A potential buyer looked at your home several times, presented a reasonable offer, and you accepted. Sounds like the perfect scenario, doesn’t it? However, there are times when things are running smoothly and suddenly a home inspection occurs and buyers request a mountain’s worth of repairs, some completely ridiculous. There are some ways that sellers can negotiate unreasonable home repair requests and hopefully not lose the sell.
1. Understand the Difference Between Reasonable and Unreasonable
First, talk to your real estate agent to figure out which of the requests are reasonable and which are unreasonable for your particular situation. For example, if the buyers made an offer on your home already and now want you to replace all the flooring throughout, this is an unreasonable request. They saw the floors before they made their offer, after all. If they were concerned, they probably should have mentioned it in the offer.
However, if the inspector uncovered an electrical issue with one of the electric sockets, and the buyer wants it fixed, this is a reasonable request. The electric socket could be a safety issue that you’d need to fix whether you sold your home or not.
2. Offer an Alternative to a Repair
If you run into a situation where the inspector uncovers a major problem you weren’t aware of, but you don’t have the funds to complete the repair, you could offer an alternative, such as covering closing costs, which can come out of your overall profit at closing. However, it can free up the money the home buyer will need to fix the issue.

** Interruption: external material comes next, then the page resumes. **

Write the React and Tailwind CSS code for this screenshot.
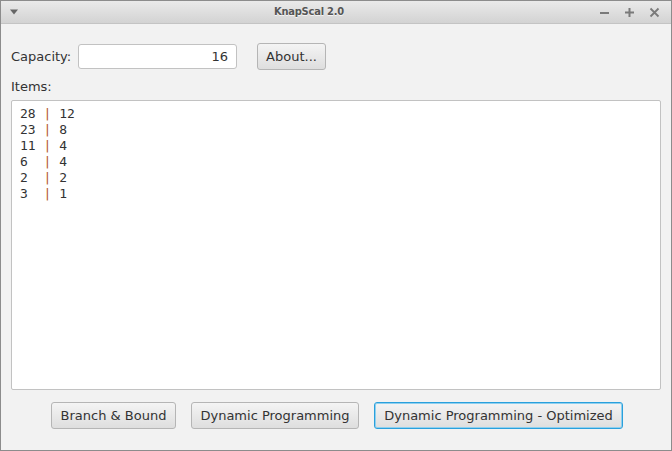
import React from 'react';

const items = [
  ['28', '12'],
  ['23', '8'],
  ['11', '4'],
  ['6', '4'],
  ['2', '2'],
  ['3', '1'],
];

// Plain JavaFX-looking push button
const Btn = ({ children, focused, className = '' }) => (
  <button
    className={`h-[27px] rounded-[3px] border bg-gradient-to-b from-[#f4f4f4] to-[#dedede] text-[13px] text-[#333] leading-none ${
      focused ? 'border-[#2aa0dc] shadow-[inset_0_0_0_1px_#8fd0ef]' : 'border-[#b5b5b5]'
    } ${className}`}
  >
    {children}
  </button>
);

const App = () => {
  return (
    <div className="w-[672px] h-[451px] flex flex-col border border-[#8c8c8c] bg-[#f2f2f2] font-['DejaVu_Sans',sans-serif] text-[#333] overflow-hidden">
      {/* Title bar */}
      <div className="h-[23px] shrink-0 flex items-center px-[7px] bg-gradient-to-b from-[#eaeaea] to-[#d3d3d3] border-b border-[#c4c4c4]">
        <svg width="10" height="6" viewBox="0 0 10 6" className="ml-[1px]">
          <path d="M1 0.5 L9 0.5 L5 5.5 Z" fill="#666" />
        </svg>
        <div className="flex-1 text-center font-['DejaVu_Sans_Condensed',sans-serif] font-bold text-[11px] text-[#555] tracking-[-0.2px] [text-shadow:0_1px_0_#f4f4f4]">
          KnapScal 2.0
        </div>
        <div className="flex items-center gap-[14px] pr-[4px] text-[#777]">
          <svg width="11" height="11" viewBox="0 0 11 11">
            <path d="M1 6 H10" stroke="#7a7a7a" strokeWidth="2" />
          </svg>
          <svg width="11" height="11" viewBox="0 0 11 11">
            <path d="M1 5.5 H10 M5.5 1 V10" stroke="#7a7a7a" strokeWidth="2" />
          </svg>
          <svg width="11" height="11" viewBox="0 0 11 11">
            <path d="M1.5 1.5 L9.5 9.5 M9.5 1.5 L1.5 9.5" stroke="#7a7a7a" strokeWidth="1.8" />
          </svg>
        </div>
      </div>

      {/* Content */}
      <div className="flex-1 flex flex-col px-[10px] pt-[20px] pb-[21px]">
        <div className="flex items-center h-[25px]">
          <span className="text-[13px] w-[67px]">Capacity:</span>
          <div className="w-[159px] h-[25px] rounded-[3px] border border-[#c2c2c2] bg-white flex items-center justify-end pr-[8px] text-[13px]">
            16
          </div>
          <Btn className="ml-[20px] w-[69px] h-[26px]">About...</Btn>
        </div>

        <div className="text-[13px] mt-[10px] leading-[16px]">Items:</div>

        <div className="mt-[5px] h-[290px] border border-[#c2c2c2] bg-white rounded-[2px] pl-[8px] pt-[5px] font-['DejaVu_Sans_Mono',monospace] text-[13px] leading-[16px] text-[#333]">
          {items.map(([w, v], i) => (
            <div key={i} className="whitespace-pre">
              {w.padEnd(3, ' ')}
              <span className="text-[#b5571f]">|</span> {v}
            </div>
          ))}
        </div>

        <div className="flex gap-[15px] mt-[12px] ml-[40px]">
          <Btn className="w-[125px]">Branch &amp; Bound</Btn>
          <Btn className="w-[168px]">Dynamic Programming</Btn>
          <Btn className="w-[249px]" focused>
            Dynamic Programming - Optimized
          </Btn>
        </div>
      </div>
    </div>
  );
};

export default App;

Another thing you can offer if there is concern that something might need replaced sooner rather than later (such as a furnace or roof) is to offer to purchase a home warranty for the buyer. This will cost much less than putting in a new furnace but may give them the peace of mind of knowing that if the furnace goes out a month after they move in that it will be replaced without a big cost to them.
3. Understand the Worth of Your Time and Expenses
If a buyer is being truly unreasonable and asking for dozens of minor repairs, then it may be time to reevaluate whether this offer is really worth your time, your real estate agent’s time and any expenses you’re incurring.
For example, if the buyer asks that you swap out all the vents in the home for wooden ones, replace all the electric and light switch plates with white instead of off-white and paint every room orange, it is probably time to draw the line. The buyer will either stop with the requests or will move on. Either way, you’ll be able to move on as well.
While most home sells go much more smoothly than some of the examples listed above, if you do run into a problem, knowing a dollar amount you’re willing to spend on repairs will help you decide whether or not to move forward.